Today's Top Stories From the Breitbart News Desk
The United States Senate passed the hoax infrastructure bill on Tuesday thanks to the votes of 19 Republican Senators and every single Democrat Senator. The senators voting to give President Biden his greatest legislative win will have to make their own separate peace with their constituents. Or perhaps they will not. Many of those who supported the bill have announced their retirement, which means that they plan to make fortunes as lobbyists, and others may simply hope that time will wash away the memory of this surrender.
The bill authorizes $1.2 trillion of spending. The Congressional Budget Office says that the bill will directly add over $340 billion to the deficit. Including indirect effect, the bill adds nearly $400 billion. Neither of those figures, by the way, include interest on the money borrowed.
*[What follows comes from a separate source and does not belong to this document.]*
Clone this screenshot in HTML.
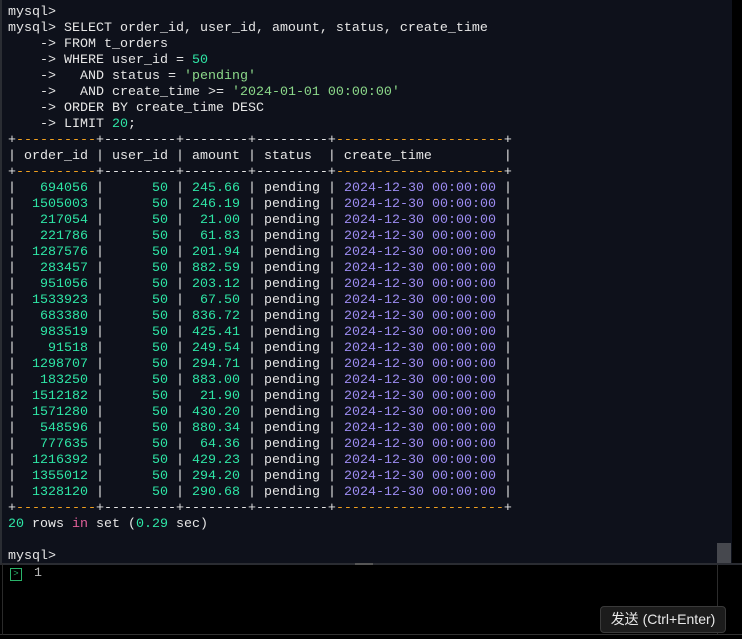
<!DOCTYPE html>
<html><head><meta charset="utf-8"><style>
body{margin:0;width:742px;height:639px;background:#000;overflow:hidden;position:relative;font-family:"Liberation Mono",monospace;}
#term{position:absolute;left:0;top:0;width:732px;height:563px;background:#0e111b;border-left:2px solid #2a2d33;box-sizing:border-box}
pre{margin:0;position:absolute;left:6px;top:5px;font-family:"Liberation Mono",monospace;font-size:13.33px;line-height:16px;color:#e6e6e6;}
.n{color:#2ee6a6}.s{color:#8cd98a}.p{color:#9d8cf2}.o{color:#f0a020}.k{color:#e2609a}
#thumb{position:absolute;left:717px;top:543px;width:14px;height:20px;background:#46484e}
#bot{position:absolute;left:0;top:563px;width:742px;height:76px;background:#000;border-top:2px solid #2a2c32;box-sizing:border-box}
#vl{position:absolute;left:717px;top:565px;width:1px;height:70px;background:#2c2c2c}
#bl{position:absolute;left:0;top:634px;width:742px;height:1px;background:#333}
#ll{position:absolute;left:2px;top:563px;width:1px;height:72px;background:#2a2a2a}
#prm{position:absolute;left:10px;top:568px;width:10px;height:11px;border:1px solid #2ab36a;color:#2ab36a;font-size:9px;line-height:11px;text-align:center}
#one{position:absolute;left:34px;top:566px;color:#bbb;font-size:13.33px}
#btn{position:absolute;left:600px;top:606px;width:124px;height:25px;background:#1c1c1c;border:1px solid #3a3a3a;border-radius:4px;color:#e8e8e8;font-family:"Liberation Sans","Noto Sans CJK SC",sans-serif;font-size:14px;line-height:25px;text-align:center}
#grip{position:absolute;left:355px;top:563px;width:18px;height:2px;background:#555}
</style></head><body>
<div id="term"><pre>mysql>
mysql> SELECT order_id, user_id, amount, status, create_time
    -> FROM t_orders
    -> WHERE user_id = <span class="n">50</span>
    ->   AND status = <span class="s">'pending'</span>
    ->   AND create_time >= <span class="s">'2024-01-01 00:00:00'</span>
    -> ORDER BY create_time DESC
    -> LIMIT <span class="n">20</span>;
+<span class="o">----------</span>+---------+--------+---------+<span class="o">---------------------</span>+
| order_id | user_id | amount | status  | create_time         |
+<span class="o">----------</span>+---------+--------+---------+<span class="o">---------------------</span>+
| <span class="n">  694056</span> | <span class="n">     50</span> | <span class="n">245.66</span> | pending | <span class="p">2024-12-30 00:00:00</span> |
| <span class="n"> 1505003</span> | <span class="n">     50</span> | <span class="n">246.19</span> | pending | <span class="p">2024-12-30 00:00:00</span> |
| <span class="n">  217054</span> | <span class="n">     50</span> | <span class="n"> 21.00</span> | pending | <span class="p">2024-12-30 00:00:00</span> |
| <span class="n">  221786</span> | <span class="n">     50</span> | <span class="n"> 61.83</span> | pending | <span class="p">2024-12-30 00:00:00</span> |
| <span class="n"> 1287576</span> | <span class="n">     50</span> | <span class="n">201.94</span> | pending | <span class="p">2024-12-30 00:00:00</span> |
| <span class="n">  283457</span> | <span class="n">     50</span> | <span class="n">882.59</span> | pending | <span class="p">2024-12-30 00:00:00</span> |
| <span class="n">  951056</span> | <span class="n">     50</span> | <span class="n">203.12</span> | pending | <span class="p">2024-12-30 00:00:00</span> |
| <span class="n"> 1533923</span> | <span class="n">     50</span> | <span class="n"> 67.50</span> | pending | <span class="p">2024-12-30 00:00:00</span> |
| <span class="n">  683380</span> | <span class="n">     50</span> | <span class="n">836.72</span> | pending | <span class="p">2024-12-30 00:00:00</span> |
| <span class="n">  983519</span> | <span class="n">     50</span> | <span class="n">425.41</span> | pending | <span class="p">2024-12-30 00:00:00</span> |
| <span class="n">   91518</span> | <span class="n">     50</span> | <span class="n">249.54</span> | pending | <span class="p">2024-12-30 00:00:00</span> |
| <span class="n"> 1298707</span> | <span class="n">     50</span> | <span class="n">294.71</span> | pending | <span class="p">2024-12-30 00:00:00</span> |
| <span class="n">  183250</span> | <span class="n">     50</span> | <span class="n">883.00</span> | pending | <span class="p">2024-12-30 00:00:00</span> |
| <span class="n"> 1512182</span> | <span class="n">     50</span> | <span class="n"> 21.90</span> | pending | <span class="p">2024-12-30 00:00:00</span> |
| <span class="n"> 1571280</span> | <span class="n">     50</span> | <span class="n">430.20</span> | pending | <span class="p">2024-12-30 00:00:00</span> |
| <span class="n">  548596</span> | <span class="n">     50</span> | <span class="n">880.34</span> | pending | <span class="p">2024-12-30 00:00:00</span> |
| <span class="n">  777635</span> | <span class="n">     50</span> | <span class="n"> 64.36</span> | pending | <span class="p">2024-12-30 00:00:00</span> |
| <span class="n"> 1216392</span> | <span class="n">     50</span> | <span class="n">429.23</span> | pending | <span class="p">2024-12-30 00:00:00</span> |
| <span class="n"> 1355012</span> | <span class="n">     50</span> | <span class="n">294.20</span> | pending | <span class="p">2024-12-30 00:00:00</span> |
| <span class="n"> 1328120</span> | <span class="n">     50</span> | <span class="n">290.68</span> | pending | <span class="p">2024-12-30 00:00:00</span> |
+<span class="o">----------</span>+---------+--------+---------+<span class="o">---------------------</span>+
<span class="n">20</span> rows <span class="k">in</span> set (<span class="n">0.29</span> sec)

mysql></pre></div>
<div id="thumb"></div>
<div id="bot"></div>
<div id="grip"></div>
<div id="vl"></div><div id="bl"></div><div id="ll"></div>
<div id="prm">&gt;</div>
<div id="one">1</div>
<div id="btn">发送 (Ctrl+Enter)</div>
</body></html>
For this kind of money, you might expect that the bill will be a big boost to economic growth. Unfortunately, that is unlikely. The low-hanging fruit in terms of economic benefits of infrastructure was picked long ago. Despite the massive costs, we aren't doing anything nearly as effective as building the interstate highway system or electrifying rural America. Much of the infrastructure we'll build in the future will be marginal improvements and repairs to existing structures. Some of the money is even being spent to tear down roads that are now disliked for one reason or another. The Penn Wharton Budget Model finds that the legislation will add one-tenth of one percent to the GDP by 2050.
There is, however, the risk that it will spur inflation. The fiscal expansion in the bill creates additional demand for goods and services in the near term, but the slight benefits stretch out over time. That's a recipe for near-term inflation at a time when inflation is already running much hotter than expected. The economy is not starved for demand right now, but the politicians are rushing to keep piling it on.
We'll get the latest update on the inflation front tomorrow morning when the Department of Labor releases the Consumer Price Index. The median estimate for the July figure is a 0.5 increase in headline inflation, which would be a big slowdown from 0.9 percent in June. This has been running substantially above expectations, nearly doubling the consensus forecast in June, and we anticipate a repeat of this Wednesday.